One of the beauties of teaching a ‘block’ course is that you really get the chance to do things differently from traditional week-by-week teaching. In two weeks time, I’ll be with students on 152.334 Innovation, Creativity and Entrepreneurship. At the heart of their course is the Palmy North Startup weekend, part of a national New Zealand phenomenon. As well as participating in this intensive start-up experience, I’ll be working with the students to set the event in a wider context, providing some background material and asking them to produce ‘learning logs’ . The Startup weekend is delivered here by Palmy North’s BCC (Building Clever Companies) team, who have described the event as an ‘MBA in a weekend’! I’m interviewing them on Monday to see what’s behind that claim!
I’m not used to the seasons here yet, and it was a shame missing the lovely English summer this year. But, I did feel a hint of spring in the air yesterday at Wharerata house, a beautiful old ‘pioneer’ style house that is now a beautiful function venue on campus.
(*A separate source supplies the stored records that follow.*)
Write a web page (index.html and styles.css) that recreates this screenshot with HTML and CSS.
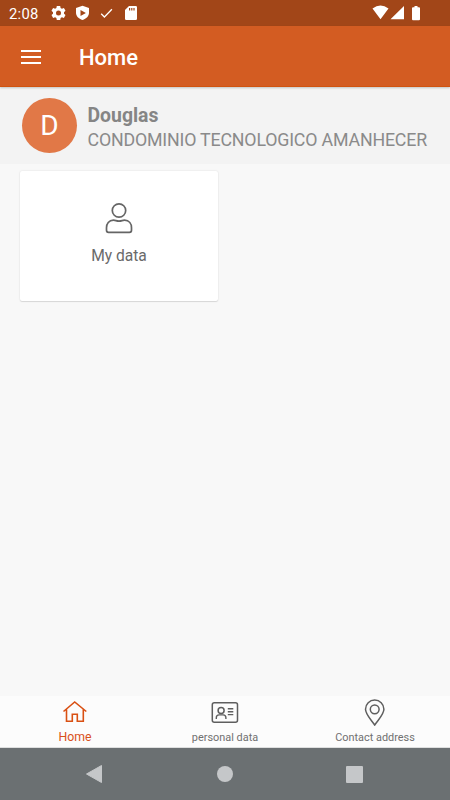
FILE: index.html
```html
<!DOCTYPE html>
<html lang="en">
<head>
<meta charset="utf-8">
<title>Home</title>
<link rel="stylesheet" href="styles.css">
</head>
<body>
<div class="screen">
  <div class="status">
    <span class="time">2:08</span>
    <svg class="status-left" width="92" height="26" viewBox="0 0 92 26" fill="#fff">
      <path fill-rule="evenodd" d="M6.800 6h3.400l.4 2 1.300.7 2-.7 1.600 2.800-1.500 1.400v1.500l1.500 1.400-1.600 2.800-2-.7-1.300.8-.4 2H6.800l-.4-2-1.300-.8-2 .7-1.600-2.800L3 13.700v-1.500l-1.500-1.400L3.100 8l2 .7L6.400 8zM8.500 10.600a2.500 2.500 0 1 0 0 5 2.500 2.500 0 0 0 0-5z"/>
      <path fill-rule="evenodd" d="M32.500 5.800 39 8v4.800c0 3.300-2.700 6-6.500 7.300-3.800-1.300-6.500-4-6.500-7.300V8zM30.500 9.900v6l5.400-3z"/>
      <path d="M51.200 13.800l3.200 3.200 7.500-7.700" fill="none" stroke="#fff" stroke-width="1.300"/>
      <path fill-rule="evenodd" d="M79 6h6.700q1.300 0 1.300 1.300v11.400q0 1.300-1.300 1.300h-9.400q-1.300 0-1.300-1.300V10zM79 8v2.500h1.200V8zm2.200 0v2.500h1.200V8zm2.200 0v2.500h1.200V8z"/>
    </svg>
    <svg class="status-right" width="52" height="26" viewBox="0 0 52 26" fill="#fff">
      <path d="M1.500 8.500Q9.500 2.300 17.500 8.500L9.500 19.200zM33 6v13.200H19.500zM43.500 6h3v1.200H48q1 0 1 1v11q0 1-1 1h-6q-1 0-1-1v-11q0-1 1-1h1.500z"/>
    </svg>
  </div>
  <header class="appbar">
    <svg width="20" height="14" viewBox="0 0 20 14"><path d="M0 1h20M0 7h20M0 13h20" stroke="#fff" stroke-width="2"/></svg>
    <h1>Home</h1>
  </header>
  <section class="profile">
    <div class="avatar"><span>D</span></div>
    <div class="identity">
      <div class="name">Douglas</div>
      <div class="condo">CONDOMINIO TECNOLOGICO AMANHECER</div>
    </div>
  </section>
  <main>
    <div class="card">
      <svg width="28" height="32" viewBox="0 0 28 32" fill="none" stroke="#656565" stroke-width="1.700"><circle cx="14" cy="8.500" r="6.700"/><path d="M8.500 18.200c-4.700 0-7 3.500-7 7.500v2.600q0 2 2 2h21q2 0 2-2v-2.600c0-4-2.300-7.500-7-7.500-2 0-3 .9-5.500.9s-3.500-.9-5.500-.9z"/></svg>
      <span>My data</span>
    </div>
  </main>
  <nav class="tabs">
    <div class="tab active">
      <svg width="28" height="28" viewBox="0 0 28 28" fill="none" stroke="#d95013" stroke-width="1.600"><path d="M2.500 13.500 13.700 4l11.600 9.500M5.500 11.500v11.700h5.800v-7h5v7h6V11.500"/></svg>
      <span class="home-label">Home</span>
    </div>
    <div class="tab">
      <svg width="28" height="28" viewBox="0 0 28 28" fill="none" stroke="#5e5e5e" stroke-width="1.500"><rect x="1.300" y="4.800" width="25.200" height="19.400" rx="2"/><circle cx="10.100" cy="12.400" r="3"/><path d="M5.300 21v-1.200c0-2 1.100-2.900 2.800-2.900h4c1.700 0 2.800.9 2.800 2.900V21M16.800 10.800h5.500M16.800 13.700h5.500M16.800 16.600h5.500" stroke-width="1.400"/></svg>
      <span>personal data</span>
    </div>
    <div class="tab">
      <svg width="28" height="28" viewBox="0 0 28 28" fill="none" stroke="#5e5e5e" stroke-width="1.500"><path d="M13.700 27C10.400 22 4.500 16.500 4.500 11.300a9.200 9.200 0 0 1 18.400 0C22.900 16.500 17 22 13.700 27z"/><circle cx="13.700" cy="11.300" r="4.400"/></svg>
      <span>Contact address</span>
    </div>
  </nav>
  <footer class="system">
    <svg width="18" height="20" viewBox="0 0 18 20"><path d="M1.500 10 16.500 1.500v17z" fill="#c5c7c9" stroke="#c5c7c9" stroke-linejoin="round"/></svg>
    <i class="circle"></i>
    <i class="square"></i>
  </footer>
</div>
</body>
</html>
```
FILE: styles.css
```css
* { box-sizing: border-box; }
body { margin: 0; font-family: Roboto, sans-serif; }
svg { display: block; flex: none; }
.screen { width: 450px; height: 800px; display: flex; flex-direction: column; background: #f8f8f8; overflow: hidden; }
.status { height: 26px; flex: none; display: flex; align-items: center; background: #a24618; color: #fff; padding: 0 27.5px 0 9px; }
.time { width: 40.500px; font-size: 14.8px; line-height: 26px; letter-spacing: .25px; padding-top: 2px; }
.status-right { margin-left: auto; }
.appbar { height: 61px; flex: none; display: flex; align-items: center; padding: 0 21px; background: #d35c22; border-bottom: 1px solid #d0530f; box-shadow: 0 1px 2px rgba(0,0,0,.2); position: relative; }
.appbar svg { margin-top: 1px; }
h1 { margin: 3px 0 0 38px; color: #fff; font-size: 22px; font-weight: 500; line-height: 28px; }
.profile { height: 77px; flex: none; display: flex; align-items: center; padding: 0 0 0 22px; background: #f3f3f3; }
.avatar { width: 55px; height: 55px; border-radius: 50%; background: #e17847; color: #fff; display: flex; align-items: center; justify-content: center; font-size: 28px; }
.identity { margin-left: 10.5px; padding-top: 4px; color: #858585; white-space: nowrap; }
.name { font-size: 19.4px; line-height: 25px; font-weight: 700; }
.condo { font-size: 17.8px; line-height: 24px; letter-spacing: -.18px; color: #8a8a8a; }
main { flex: 1; padding: 7px 20px; }
.card { width: 198px; height: 130px; display: flex; flex-direction: column; align-items: center; padding-top: 31px; border-radius: 2px; background: #fff; box-shadow: 0 0 2px rgba(0,0,0,.12), 0 1px 1px rgba(0,0,0,.1); }
.card span { margin-top: 12px; font-size: 15.6px; line-height: 20px; color: #6a6a6a; }
.tabs { height: 52px; flex: none; display: grid; grid-template-columns: repeat(3, 1fr); background: #fcfcfc; border-bottom: 1px solid #dedfdf; }
.tab { display: flex; flex-direction: column; align-items: center; padding-top: 2px; color: #707070; font-size: 10.9px; line-height: 16px; white-space: nowrap; }
.tab span { margin-top: 4px; }
.tab.active { color: #d9501b; }
.tab .home-label { font-size: 12.3px; margin-top: 3px; }
.system { height: 52px; flex: none; display: flex; align-items: center; background: #6b7072; padding-left: 85px; }
.circle { width: 16px; height: 16px; border-radius: 50%; background: #c5c7c9; margin-left: 114px; }
.square { width: 17px; height: 17px; border-radius: 1px; background: #c5c7c9; margin-left: 113px; }
```
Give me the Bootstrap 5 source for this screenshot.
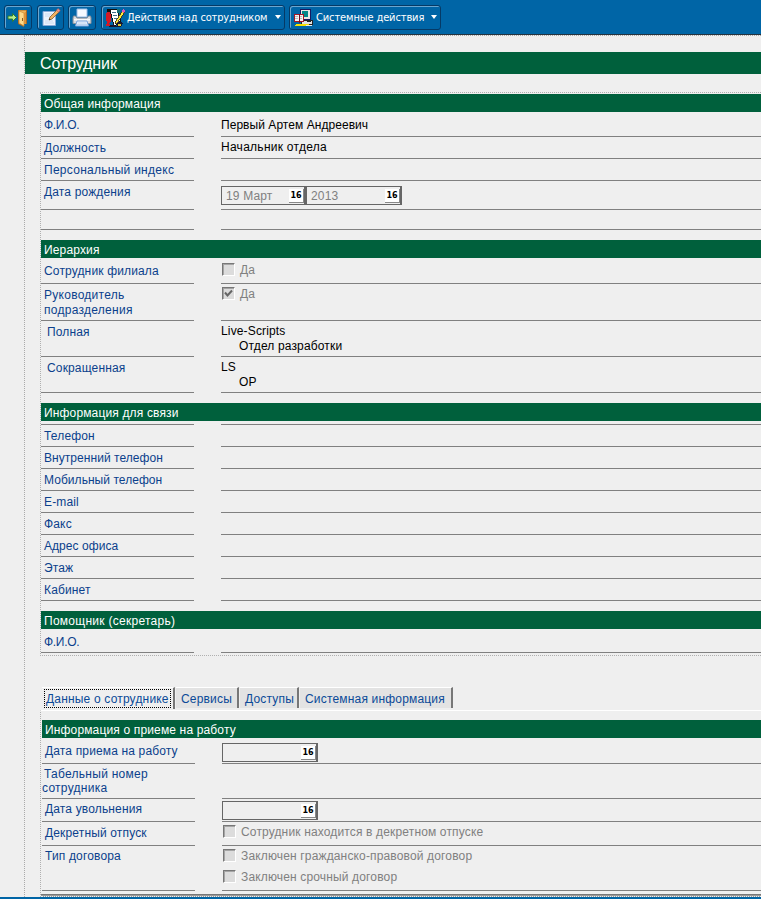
<!DOCTYPE html>
<html lang="ru">
<head>
<meta charset="utf-8">
<meta name="viewport" content="width=device-width, initial-scale=1">
<title>Сотрудник</title>
<link rel="stylesheet" href="https://cdn.jsdelivr.net/npm/bootstrap@5.3.0/dist/css/bootstrap.min.css">
<style>
body{background:#efefef;font:12px/15px "Liberation Sans",Arial,sans-serif;letter-spacing:.15px;color:#000;height:899px;overflow:hidden}
.toolbar{height:35px;background:#0065a6;border-bottom:1px solid #24333f;padding:5px 0 0 4px;gap:4px;font-family:"DejaVu Sans Condensed","DejaVu Sans",sans-serif;font-stretch:condensed}
.tool{height:25px;width:28px;padding:0;border:1px solid #053a66;border-radius:3px;box-shadow:inset 1px 1px #6ba6d0;background:#0065a6;color:#fff!important;font-size:11px;line-height:15px;letter-spacing:-.12px}
.tool:nth-child(1),.tool:nth-child(3){margin-right:1px}
.tool:nth-child(2){width:27px}
.tool svg{flex:none}
.tool-wide{padding:0 3px}
.tool-wide.dropdown-toggle::after{border-top:4px solid #fff;border-left:3.5px solid transparent;border-right:3.5px solid transparent;margin:0 0 2px auto}
.tool-staff{width:184px}
.tool-staff span{margin-left:1px;letter-spacing:-.15px}
.tool-system{width:152px}
.tool-system span{margin-left:3px}
.sheet{margin-left:24px;height:862px;border-left:1px dotted #aaa;border-top:1px dotted #aaa;padding-top:16px}
.sheet-title{height:22px;background:#00603c;color:#fff;font-size:16px;line-height:24px;padding-left:15px;letter-spacing:-.1px}
.panel{margin-left:15px;border-left:1px dotted #b0b0b0}
.panel-top{margin-top:18px;border-top:1px dotted #b0b0b0;border-bottom:1px dotted #b0b0b0;padding:1px 0 2px}
.panel-low{border-top:1px solid #fff;padding-top:9px}
.panel-low .band,.panel-low .line{margin-left:1px}
.band{height:18px;background:#00603c;color:#fff;line-height:20px;padding-left:3px}
.band-gap{margin-top:10px}
.line{height:22px}
.cap,.val{border-bottom:1px solid #808080}
.cap{width:153px;margin-right:27px;padding:4px 0 0 3px;color:#0b3f8c;flex:none}
.val{padding-top:3px}
.first .cap{padding-top:6px}.first .val{padding-top:5px}
.t2 .cap{padding-top:3px}
.h4x{height:4px}.h4x .cap,.h4x .val{padding:0}
.h20{height:20px}.h23{height:23px}.h24{height:24px}.h25{height:25px}.h26{height:26px}.h29{height:29px}.h35{height:35px}.h36{height:36px}.h37{height:37px}.h45{height:45px}
.first .val.full-name{padding-top:6px;letter-spacing:.05px}
.loose{letter-spacing:.27px}
.tight{letter-spacing:-.3px}
.snug{letter-spacing:.05px}
.val.dates{padding-top:5px}
.date{height:19px;width:96px;border:1px solid #666;border-right-width:2px;padding:1px 0 0 4px;color:#808080;line-height:17px}
.date-short{width:85px}
.date-low .val{padding-top:2px}
.date-low.first .val{padding-top:5px}
.cal{width:15px;height:14px;background:#fff;border-right:1px solid #888;border-bottom:1px solid #888;color:#000;font:bold 8px/14px "DejaVu Sans",sans-serif;letter-spacing:0;text-align:center;margin-top:1px}
.tick{width:13px;height:13px;background:#dcdcdc;border:1px solid;border-color:#777 #fff #fff #777;box-shadow:inset 1px 1px #a5a5a5;margin:-2px 5px 0 1px;flex:none}
.off{color:#808080;height:15px}
.later{margin-top:6px}
.indent{padding-left:6px}
.sub{padding-left:18px}
.two-line{line-height:14px;padding-left:0;text-indent:2px}
.tabs{margin:31px 0 0 17px;height:23px;color:#0b4a98;letter-spacing:.18px}
.tabx{height:21px;border-top:1px solid #fff;border-right:2px solid #777;background:#e3e3e3;line-height:22px;padding-left:5px;margin-right:1px;white-space:nowrap;color:#0b4a98;text-decoration:none}
.tabx.on{width:133px;height:22px;background:#efefef;padding:1px 2px 0}
.tabx.on span{display:block;border:1px dotted #000;height:19px;line-height:19px;padding:0 1px}
.tab-b{width:63px}.tab-c{width:59px}.tab-d{width:153px}
.endline{height:3px;background:#999;border-top:1px solid #777;border-bottom:1px dotted #eee;margin-top:3px}
.foot{height:2px;background:#0065a6}
</style>
</head>
<body>
<nav class="toolbar d-flex align-items-start">
  <button class="tool btn d-flex align-items-center justify-content-center" aria-label="Выход">
    <svg width="22" height="20" viewBox="0 0 22 20"><path d="M11 2h9v14h-3v3l-6-3z" fill="#a96a25"/><path d="M12 2.500h7V16h-7z" fill="#f3b559"/><path d="M12 3l5 2v13l-5-3z" fill="#ffda8b" stroke="#c88834" stroke-width=".7"/><path d="M17 5l2-1.500V16h-2z" fill="#df9239"/><path d="M15.500 10v3" stroke="#915c21"/><path d="M1 8h4.500V5.500l4 4-4 4V11H1z" fill="#b8ed8b" stroke="#2d7828" stroke-width=".9"/></svg>
  </button>
  <button class="tool btn d-flex align-items-center justify-content-center" aria-label="Правка">
    <svg width="22" height="21" viewBox="0 0 22 21"><path d="M3 4.500h12.500v14H3z" fill="#edf3fd" stroke="#87a8d7"/><path d="M5 7h7M5 9h5M5 14h8M5 16h9" stroke="#cbdaf0"/><path d="M9 13l1-3 7-7 2 2-7 7z" fill="#f2b263" stroke="#805d36" stroke-width=".8"/><path d="M16.500 3.200L18 1.600l2.200 2-1.600 1.700z" fill="#f09a92" stroke="#b95b55" stroke-width=".7"/><path d="M9 13l.5-1.600 1.200 1z" fill="#222"/></svg>
  </button>
  <button class="tool btn d-flex align-items-center justify-content-center" aria-label="Печать">
    <svg width="22" height="21" viewBox="0 0 22 21"><path d="M6 2h10v8H6z" fill="#f7faff" stroke="#9bbce6"/><path d="M2.500 9h2L6 11h10l1.500-2h2l.5 2v5.500H2V11z" fill="#d9dbdf" stroke="#89909a"/><path d="M3 12h16v1.500H3z" fill="#fafafa"/><path d="M6 14h10l1.500 5h-13z" fill="#f0f6ff" stroke="#77a2dd"/><path d="M6.500 16h9M6 17.500h10" stroke="#b2cceb" stroke-width=".8"/></svg>
  </button>
  <button class="tool tool-wide tool-staff btn dropdown-toggle d-flex align-items-center">
    <svg width="21" height="20" viewBox="0 0 21 20" shape-rendering="crispEdges"><path d="M1 5l3-3 2 3v8l-2 2 2 3H1l1-4-1-1z" fill="#d31926"/><path d="M2 1h3v3H2z" fill="#111"/><path d="M5 2l7-1 4 13-7 4z" fill="#fff" stroke="#111"/><path d="M7 5l4-1M8 8l4-1M9 11l4-1M10 14l3-1" stroke="#45718c"/><path d="M12 1h3v4h-3z" fill="#176d72"/><path d="M18 2l2 2-8 11-2 1 1-3z" fill="#ffe83b" stroke="#332b10" stroke-width=".8"/><path d="M17 2l2-1 1 2-2 2z" fill="#dc55bc"/><path d="M4 18l5-2 2 3H4zM14 13l4 2-2 4h-5z" fill="#181830"/><path d="M13 16h3v2h-3z" fill="#e0cc32"/></svg>
    <span>Действия над сотрудником</span>
  </button>
  <button class="tool tool-wide tool-system btn dropdown-toggle d-flex align-items-center">
    <svg width="20" height="20" viewBox="0 0 20 20" shape-rendering="crispEdges"><path d="M7 1h10v10H7z" fill="#e5e5e5" stroke="#181860"/><path d="M9 3h6v6H9z" fill="#008689"/><path d="M8 12h11v4H8z" fill="#e1e1e1" stroke="#222"/><path d="M14 13h4v1h-4z" fill="#222"/><path d="M1 6h9v7H1z" fill="#f6f1f1" stroke="#a31828"/><path d="M6 6v9" stroke="#7a1020"/><path d="M2 8h3M2 10h3M7 8h2M7 10h2" stroke="#bbb"/><path d="M3 16h12l3 2H1z" fill="#f7df00"/><path d="M13 17h6v1h-6z" fill="#e9e9e9"/></svg>
    <span>Системные действия</span>
  </button>
</nav>

<main class="sheet">
  <h1 class="sheet-title fw-normal m-0">Сотрудник</h1>

  <section class="panel panel-top">
    <div class="band">Общая информация</div>
    <div class="line h25 first d-flex"><div class="cap tight">Ф.И.О.</div><div class="val full-name flex-grow-1">Первый Артем Андреевич</div></div>
    <div class="line d-flex"><div class="cap">Должность</div><div class="val loose flex-grow-1">Начальник отдела</div></div>
    <div class="line d-flex"><div class="cap loose">Персональный индекс</div><div class="val flex-grow-1"></div></div>
    <div class="line h29 d-flex"><div class="cap">Дата рождения</div><div class="val dates flex-grow-1"><div class="d-flex"><div class="date date-short d-flex justify-content-between"><span>19 Март</span><span class="cal">16</span></div><div class="date d-flex justify-content-between"><span>2013</span><span class="cal">16</span></div></div></div></div>
    <div class="line h20 d-flex"><div class="cap"></div><div class="val flex-grow-1"></div></div>

    <div class="band band-gap">Иерархия</div>
    <div class="line h26 first d-flex"><div class="cap">Сотрудник филиала</div><div class="val flex-grow-1"><div class="off d-flex align-items-center"><span class="tick"></span>Да</div></div></div>
    <div class="line h37 d-flex"><div class="cap loose">Руководитель<br>подразделения</div><div class="val flex-grow-1"><div class="off d-flex align-items-center"><span class="tick d-flex"><svg width="11" height="11" viewBox="0 0 11 11"><path d="M2 4.500L4.500 7.500 9 2.500" fill="none" stroke="#666" stroke-width="2"/></svg></span>Да</div></div></div>
    <div class="line h36 d-flex"><div class="cap indent">Полная</div><div class="val flex-grow-1">Live-Scripts<div class="sub">Отдел разработки</div></div></div>
    <div class="line h36 d-flex"><div class="cap indent">Сокращенная</div><div class="val flex-grow-1">LS<div class="sub">ОР</div></div></div>

    <div class="band band-gap">Информация для связи</div>
    <div class="line h4x d-flex"><div class="cap"></div><div class="val flex-grow-1"></div></div>
    <div class="line d-flex"><div class="cap">Телефон</div><div class="val flex-grow-1"></div></div>
    <div class="line d-flex"><div class="cap snug">Внутренний телефон</div><div class="val flex-grow-1"></div></div>
    <div class="line d-flex"><div class="cap snug">Мобильный телефон</div><div class="val flex-grow-1"></div></div>
    <div class="line d-flex"><div class="cap">E-mail</div><div class="val flex-grow-1"></div></div>
    <div class="line d-flex"><div class="cap">Факс</div><div class="val flex-grow-1"></div></div>
    <div class="line d-flex"><div class="cap snug">Адрес офиса</div><div class="val flex-grow-1"></div></div>
    <div class="line d-flex"><div class="cap">Этаж</div><div class="val flex-grow-1"></div></div>
    <div class="line d-flex"><div class="cap">Кабинет</div><div class="val flex-grow-1"></div></div>

    <div class="band band-gap loose">Помощник (секретарь)</div>
    <div class="line h24 first d-flex"><div class="cap tight">Ф.И.О.</div><div class="val flex-grow-1"></div></div>
  </section>

  <div class="tabs d-flex align-items-start">
    <a class="tabx on"><span>Данные о сотруднике</span></a>
    <a class="tabx tab-b">Сервисы</a>
    <a class="tabx tab-c">Доступы</a>
    <a class="tabx tab-d">Системная информация</a>
  </div>

  <section class="panel panel-low">
    <div class="band">Информация о приеме на работу</div>
    <div class="line h26 first date-low d-flex"><div class="cap">Дата приема на работу</div><div class="val flex-grow-1"><div class="date d-flex justify-content-end"><span class="cal">16</span></div></div></div>
    <div class="line h35 t2 d-flex"><div class="cap two-line loose">Табельный номер<br>сотрудника</div><div class="val flex-grow-1"></div></div>
    <div class="line h23 t2 date-low d-flex"><div class="cap">Дата увольнения</div><div class="val flex-grow-1"><div class="date d-flex justify-content-end"><span class="cal">16</span></div></div></div>
    <div class="line h24 d-flex"><div class="cap">Декретный отпуск</div><div class="val flex-grow-1"><div class="off d-flex align-items-center"><span class="tick"></span>Сотрудник находится в декретном отпуске</div></div></div>
    <div class="line h45 t2 d-flex"><div class="cap">Тип договора</div><div class="val flex-grow-1"><div class="off d-flex align-items-center"><span class="tick"></span>Заключен гражданско-правовой договор</div><div class="off later d-flex align-items-center"><span class="tick"></span>Заключен срочный договор</div></div></div>
    <div class="endline"></div>
  </section>
</main>
<footer class="foot"></footer>
<script src="https://cdn.jsdelivr.net/npm/bootstrap@5.3.0/dist/js/bootstrap.bundle.min.js"></script>
</body>
</html>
As some of you know, I’ve recently taken up a new role as Professor of Innovation and Entrepreneurship at Massey University in New Zealand, Manawatu campus. I’ve been here almost a month now, settling in, getting to know the job, the town, the campus. And it’s all been such a good start, such a supportive and encouraging environment. VERY busy, but here’s a few pics of the beautiful riverside walk, the garden of my new home, which I’m very much looking forward to enjoying in the summer, and the new Impreza. I couldn’t last long without the Impreza to hand! The last pic is the gorgeous view from my office window. Just waiting for my container now, which is leaving Singapore today I hear! Hopefully many more posts to come about new developments soon.